● **TO DO**: Without the pictures, repeat the listing character for character.
··· DATA EXCERPT ···
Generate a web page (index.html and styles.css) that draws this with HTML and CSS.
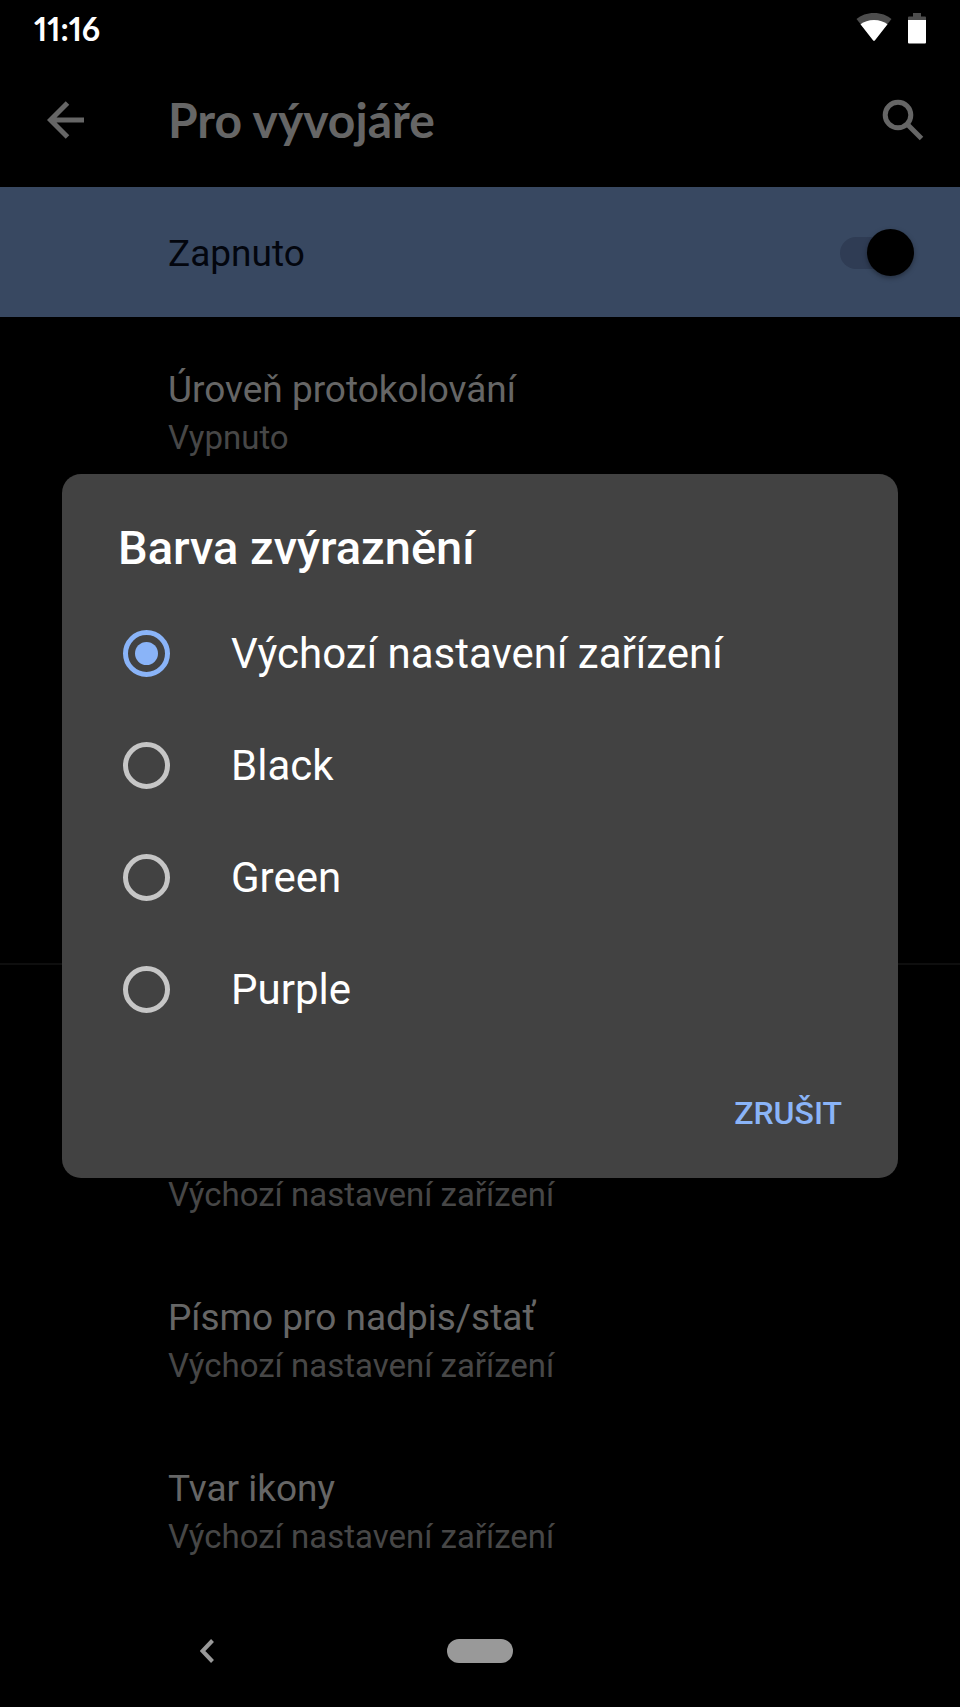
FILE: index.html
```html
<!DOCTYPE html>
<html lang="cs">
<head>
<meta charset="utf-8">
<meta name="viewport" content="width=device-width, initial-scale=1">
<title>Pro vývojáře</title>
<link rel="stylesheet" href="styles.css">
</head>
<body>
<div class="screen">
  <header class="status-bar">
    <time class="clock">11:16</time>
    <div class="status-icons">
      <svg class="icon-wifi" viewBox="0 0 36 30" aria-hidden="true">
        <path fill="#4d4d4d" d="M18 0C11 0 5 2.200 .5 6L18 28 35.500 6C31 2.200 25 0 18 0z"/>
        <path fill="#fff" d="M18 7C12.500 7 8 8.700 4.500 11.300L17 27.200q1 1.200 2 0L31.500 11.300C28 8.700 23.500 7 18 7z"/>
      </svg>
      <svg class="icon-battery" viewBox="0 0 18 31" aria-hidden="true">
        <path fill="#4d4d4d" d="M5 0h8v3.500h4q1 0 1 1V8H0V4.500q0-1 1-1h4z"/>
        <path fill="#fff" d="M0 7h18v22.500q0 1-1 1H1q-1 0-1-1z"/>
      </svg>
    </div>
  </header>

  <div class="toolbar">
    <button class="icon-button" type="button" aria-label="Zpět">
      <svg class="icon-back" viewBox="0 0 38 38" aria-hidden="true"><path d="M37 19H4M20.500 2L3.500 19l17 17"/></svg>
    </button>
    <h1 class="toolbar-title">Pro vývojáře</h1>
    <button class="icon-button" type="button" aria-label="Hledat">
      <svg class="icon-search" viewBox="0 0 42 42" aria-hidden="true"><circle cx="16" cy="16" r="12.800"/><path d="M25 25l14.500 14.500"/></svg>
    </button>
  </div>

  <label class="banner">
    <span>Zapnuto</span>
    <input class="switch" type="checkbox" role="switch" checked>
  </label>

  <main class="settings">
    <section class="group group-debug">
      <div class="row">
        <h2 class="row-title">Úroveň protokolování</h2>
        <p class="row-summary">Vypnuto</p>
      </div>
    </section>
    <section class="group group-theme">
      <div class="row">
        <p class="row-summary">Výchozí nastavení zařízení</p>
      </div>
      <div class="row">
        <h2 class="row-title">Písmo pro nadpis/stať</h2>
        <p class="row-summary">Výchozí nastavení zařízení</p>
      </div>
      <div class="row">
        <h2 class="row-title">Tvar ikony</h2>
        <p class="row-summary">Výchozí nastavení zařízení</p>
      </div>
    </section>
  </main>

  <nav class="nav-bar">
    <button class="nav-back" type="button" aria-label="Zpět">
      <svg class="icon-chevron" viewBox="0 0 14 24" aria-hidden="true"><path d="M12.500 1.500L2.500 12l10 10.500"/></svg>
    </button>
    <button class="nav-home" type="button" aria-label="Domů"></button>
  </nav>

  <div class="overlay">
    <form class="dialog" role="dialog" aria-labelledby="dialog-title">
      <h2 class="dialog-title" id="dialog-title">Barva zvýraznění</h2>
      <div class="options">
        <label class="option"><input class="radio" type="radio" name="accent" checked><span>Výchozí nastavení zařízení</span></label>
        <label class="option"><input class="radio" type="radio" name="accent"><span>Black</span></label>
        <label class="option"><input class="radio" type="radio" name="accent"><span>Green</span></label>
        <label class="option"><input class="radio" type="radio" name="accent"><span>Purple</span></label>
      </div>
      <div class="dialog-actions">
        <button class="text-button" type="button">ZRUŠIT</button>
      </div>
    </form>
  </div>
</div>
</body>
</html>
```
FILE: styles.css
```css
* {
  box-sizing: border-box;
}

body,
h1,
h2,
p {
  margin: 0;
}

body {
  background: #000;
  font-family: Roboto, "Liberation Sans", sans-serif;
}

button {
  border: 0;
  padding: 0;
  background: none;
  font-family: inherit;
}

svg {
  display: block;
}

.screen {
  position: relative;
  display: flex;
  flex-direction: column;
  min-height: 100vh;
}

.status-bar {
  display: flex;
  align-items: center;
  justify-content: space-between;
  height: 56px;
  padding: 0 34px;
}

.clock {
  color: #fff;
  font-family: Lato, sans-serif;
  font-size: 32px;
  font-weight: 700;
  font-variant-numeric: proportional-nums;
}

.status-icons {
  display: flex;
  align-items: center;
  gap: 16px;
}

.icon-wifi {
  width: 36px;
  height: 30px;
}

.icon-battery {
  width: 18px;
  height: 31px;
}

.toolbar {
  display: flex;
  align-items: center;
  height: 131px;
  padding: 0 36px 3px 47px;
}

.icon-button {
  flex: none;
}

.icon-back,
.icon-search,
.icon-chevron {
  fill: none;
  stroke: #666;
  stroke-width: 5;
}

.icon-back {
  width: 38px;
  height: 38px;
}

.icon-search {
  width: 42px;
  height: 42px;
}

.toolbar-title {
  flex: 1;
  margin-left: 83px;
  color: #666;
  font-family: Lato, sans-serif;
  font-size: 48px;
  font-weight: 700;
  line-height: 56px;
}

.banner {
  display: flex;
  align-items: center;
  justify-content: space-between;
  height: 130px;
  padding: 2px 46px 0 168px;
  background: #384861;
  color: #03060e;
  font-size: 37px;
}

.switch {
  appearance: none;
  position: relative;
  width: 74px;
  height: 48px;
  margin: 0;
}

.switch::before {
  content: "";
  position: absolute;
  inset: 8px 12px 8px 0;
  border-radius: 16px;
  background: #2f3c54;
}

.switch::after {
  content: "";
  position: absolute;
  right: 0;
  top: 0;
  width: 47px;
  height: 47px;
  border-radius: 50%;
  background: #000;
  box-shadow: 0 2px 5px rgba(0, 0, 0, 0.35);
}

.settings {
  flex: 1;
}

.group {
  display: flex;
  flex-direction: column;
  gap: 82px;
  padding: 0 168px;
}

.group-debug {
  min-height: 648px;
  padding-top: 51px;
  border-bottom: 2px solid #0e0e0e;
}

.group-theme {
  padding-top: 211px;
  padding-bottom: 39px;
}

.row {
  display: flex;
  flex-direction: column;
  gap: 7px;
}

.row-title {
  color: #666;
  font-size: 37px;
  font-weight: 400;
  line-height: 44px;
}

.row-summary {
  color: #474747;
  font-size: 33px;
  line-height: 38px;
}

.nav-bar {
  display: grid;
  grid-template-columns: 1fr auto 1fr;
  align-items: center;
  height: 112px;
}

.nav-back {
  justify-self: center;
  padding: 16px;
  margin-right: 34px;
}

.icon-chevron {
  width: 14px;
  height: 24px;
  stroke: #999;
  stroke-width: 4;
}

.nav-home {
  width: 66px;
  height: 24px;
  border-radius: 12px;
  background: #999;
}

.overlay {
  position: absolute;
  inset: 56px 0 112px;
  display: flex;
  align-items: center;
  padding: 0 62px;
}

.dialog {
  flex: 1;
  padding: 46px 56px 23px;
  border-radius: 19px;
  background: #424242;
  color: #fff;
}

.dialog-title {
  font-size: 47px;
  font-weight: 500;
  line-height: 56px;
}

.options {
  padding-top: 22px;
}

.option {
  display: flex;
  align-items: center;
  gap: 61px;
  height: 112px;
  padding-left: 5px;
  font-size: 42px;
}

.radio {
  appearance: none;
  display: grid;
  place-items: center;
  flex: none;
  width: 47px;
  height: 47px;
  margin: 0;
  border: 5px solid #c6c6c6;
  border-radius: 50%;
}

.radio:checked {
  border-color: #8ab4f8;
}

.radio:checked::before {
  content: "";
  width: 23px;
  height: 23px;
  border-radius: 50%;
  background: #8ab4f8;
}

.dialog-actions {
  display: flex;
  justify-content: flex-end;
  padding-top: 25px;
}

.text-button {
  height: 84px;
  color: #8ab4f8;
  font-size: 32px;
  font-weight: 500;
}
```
···
● **RESULT**:
Generate a web page (index.html and styles.css) that draws this with HTML and CSS.
FILE: index.html
```html
<!DOCTYPE html>
<html lang="cs">
<head>
<meta charset="utf-8">
<meta name="viewport" content="width=device-width, initial-scale=1">
<title>Pro vývojáře</title>
<link rel="stylesheet" href="styles.css">
</head>
<body>
<div class="screen">
  <header class="status-bar">
    <time class="clock">11:16</time>
    <div class="status-icons">
      <svg class="icon-wifi" viewBox="0 0 36 30" aria-hidden="true">
        <path fill="#4d4d4d" d="M18 0C11 0 5 2.200 .5 6L18 28 35.500 6C31 2.200 25 0 18 0z"/>
        <path fill="#fff" d="M18 7C12.500 7 8 8.700 4.500 11.300L17 27.200q1 1.200 2 0L31.500 11.300C28 8.700 23.500 7 18 7z"/>
      </svg>
      <svg class="icon-battery" viewBox="0 0 18 31" aria-hidden="true">
        <path fill="#4d4d4d" d="M5 0h8v3.500h4q1 0 1 1V8H0V4.500q0-1 1-1h4z"/>
        <path fill="#fff" d="M0 7h18v22.500q0 1-1 1H1q-1 0-1-1z"/>
      </svg>
    </div>
  </header>

  <div class="toolbar">
    <button class="icon-button" type="button" aria-label="Zpět">
      <svg class="icon-back" viewBox="0 0 38 38" aria-hidden="true"><path d="M37 19H4M20.500 2L3.500 19l17 17"/></svg>
    </button>
    <h1 class="toolbar-title">Pro vývojáře</h1>
    <button class="icon-button" type="button" aria-label="Hledat">
      <svg class="icon-search" viewBox="0 0 42 42" aria-hidden="true"><circle cx="16" cy="16" r="12.800"/><path d="M25 25l14.500 14.500"/></svg>
    </button>
  </div>

  <label class="banner">
    <span>Zapnuto</span>
    <input class="switch" type="checkbox" role="switch" checked>
  </label>

  <main class="settings">
    <section class="group group-debug">
      <div class="row">
        <h2 class="row-title">Úroveň protokolování</h2>
        <p class="row-summary">Vypnuto</p>
      </div>
    </section>
    <section class="group group-theme">
      <div class="row">
        <p class="row-summary">Výchozí nastavení zařízení</p>
      </div>
      <div class="row">
        <h2 class="row-title">Písmo pro nadpis/stať</h2>
        <p class="row-summary">Výchozí nastavení zařízení</p>
      </div>
      <div class="row">
        <h2 class="row-title">Tvar ikony</h2>
        <p class="row-summary">Výchozí nastavení zařízení</p>
      </div>
    </section>
  </main>

  <nav class="nav-bar">
    <button class="nav-back" type="button" aria-label="Zpět">
      <svg class="icon-chevron" viewBox="0 0 14 24" aria-hidden="true"><path d="M12.500 1.500L2.500 12l10 10.500"/></svg>
    </button>
    <button class="nav-home" type="button" aria-label="Domů"></button>
  </nav>

  <div class="overlay">
    <form class="dialog" role="dialog" aria-labelledby="dialog-title">
      <h2 class="dialog-title" id="dialog-title">Barva zvýraznění</h2>
      <div class="options">
        <label class="option"><input class="radio" type="radio" name="accent" checked><span>Výchozí nastavení zařízení</span></label>
        <label class="option"><input class="radio" type="radio" name="accent"><span>Black</span></label>
        <label class="option"><input class="radio" type="radio" name="accent"><span>Green</span></label>
        <label class="option"><input class="radio" type="radio" name="accent"><span>Purple</span></label>
      </div>
      <div class="dialog-actions">
        <button class="text-button" type="button">ZRUŠIT</button>
      </div>
    </form>
  </div>
</div>
</body>
</html>
```
FILE: styles.css
```css
* {
  box-sizing: border-box;
}

body,
h1,
h2,
p {
  margin: 0;
}

body {
  background: #000;
  font-family: Roboto, "Liberation Sans", sans-serif;
}

button {
  border: 0;
  padding: 0;
  background: none;
  font-family: inherit;
}

svg {
  display: block;
}

.screen {
  position: relative;
  display: flex;
  flex-direction: column;
  min-height: 100vh;
}

.status-bar {
  display: flex;
  align-items: center;
  justify-content: space-between;
  height: 56px;
  padding: 0 34px;
}

.clock {
  color: #fff;
  font-family: Lato, sans-serif;
  font-size: 32px;
  font-weight: 700;
  font-variant-numeric: proportional-nums;
}

.status-icons {
  display: flex;
  align-items: center;
  gap: 16px;
}

.icon-wifi {
  width: 36px;
  height: 30px;
}

.icon-battery {
  width: 18px;
  height: 31px;
}

.toolbar {
  display: flex;
  align-items: center;
  height: 131px;
  padding: 0 36px 3px 47px;
}

.icon-button {
  flex: none;
}

.icon-back,
.icon-search,
.icon-chevron {
  fill: none;
  stroke: #666;
  stroke-width: 5;
}

.icon-back {
  width: 38px;
  height: 38px;
}

.icon-search {
  width: 42px;
  height: 42px;
}

.toolbar-title {
  flex: 1;
  margin-left: 83px;
  color: #666;
  font-family: Lato, sans-serif;
  font-size: 48px;
  font-weight: 700;
  line-height: 56px;
}

.banner {
  display: flex;
  align-items: center;
  justify-content: space-between;
  height: 130px;
  padding: 2px 46px 0 168px;
  background: #384861;
  color: #03060e;
  font-size: 37px;
}

.switch {
  appearance: none;
  position: relative;
  width: 74px;
  height: 48px;
  margin: 0;
}

.switch::before {
  content: "";
  position: absolute;
  inset: 8px 12px 8px 0;
  border-radius: 16px;
  background: #2f3c54;
}

.switch::after {
  content: "";
  position: absolute;
  right: 0;
  top: 0;
  width: 47px;
  height: 47px;
  border-radius: 50%;
  background: #000;
  box-shadow: 0 2px 5px rgba(0, 0, 0, 0.35);
}

.settings {
  flex: 1;
}

.group {
  display: flex;
  flex-direction: column;
  gap: 82px;
  padding: 0 168px;
}

.group-debug {
  min-height: 648px;
  padding-top: 51px;
  border-bottom: 2px solid #0e0e0e;
}

.group-theme {
  padding-top: 211px;
  padding-bottom: 39px;
}

.row {
  display: flex;
  flex-direction: column;
  gap: 7px;
}

.row-title {
  color: #666;
  font-size: 37px;
  font-weight: 400;
  line-height: 44px;
}

.row-summary {
  color: #474747;
  font-size: 33px;
  line-height: 38px;
}

.nav-bar {
  display: grid;
  grid-template-columns: 1fr auto 1fr;
  align-items: center;
  height: 112px;
}

.nav-back {
  justify-self: center;
  padding: 16px;
  margin-right: 34px;
}

.icon-chevron {
  width: 14px;
  height: 24px;
  stroke: #999;
  stroke-width: 4;
}

.nav-home {
  width: 66px;
  height: 24px;
  border-radius: 12px;
  background: #999;
}

.overlay {
  position: absolute;
  inset: 56px 0 112px;
  display: flex;
  align-items: center;
  padding: 0 62px;
}

.dialog {
  flex: 1;
  padding: 46px 56px 23px;
  border-radius: 19px;
  background: #424242;
  color: #fff;
}

.dialog-title {
  font-size: 47px;
  font-weight: 500;
  line-height: 56px;
}

.options {
  padding-top: 22px;
}

.option {
  display: flex;
  align-items: center;
  gap: 61px;
  height: 112px;
  padding-left: 5px;
  font-size: 42px;
}

.radio {
  appearance: none;
  display: grid;
  place-items: center;
  flex: none;
  width: 47px;
  height: 47px;
  margin: 0;
  border: 5px solid #c6c6c6;
  border-radius: 50%;
}

.radio:checked {
  border-color: #8ab4f8;
}

.radio:checked::before {
  content: "";
  width: 23px;
  height: 23px;
  border-radius: 50%;
  background: #8ab4f8;
}

.dialog-actions {
  display: flex;
  justify-content: flex-end;
  padding-top: 25px;
}

.text-button {
  height: 84px;
  color: #8ab4f8;
  font-size: 32px;
  font-weight: 500;
}
```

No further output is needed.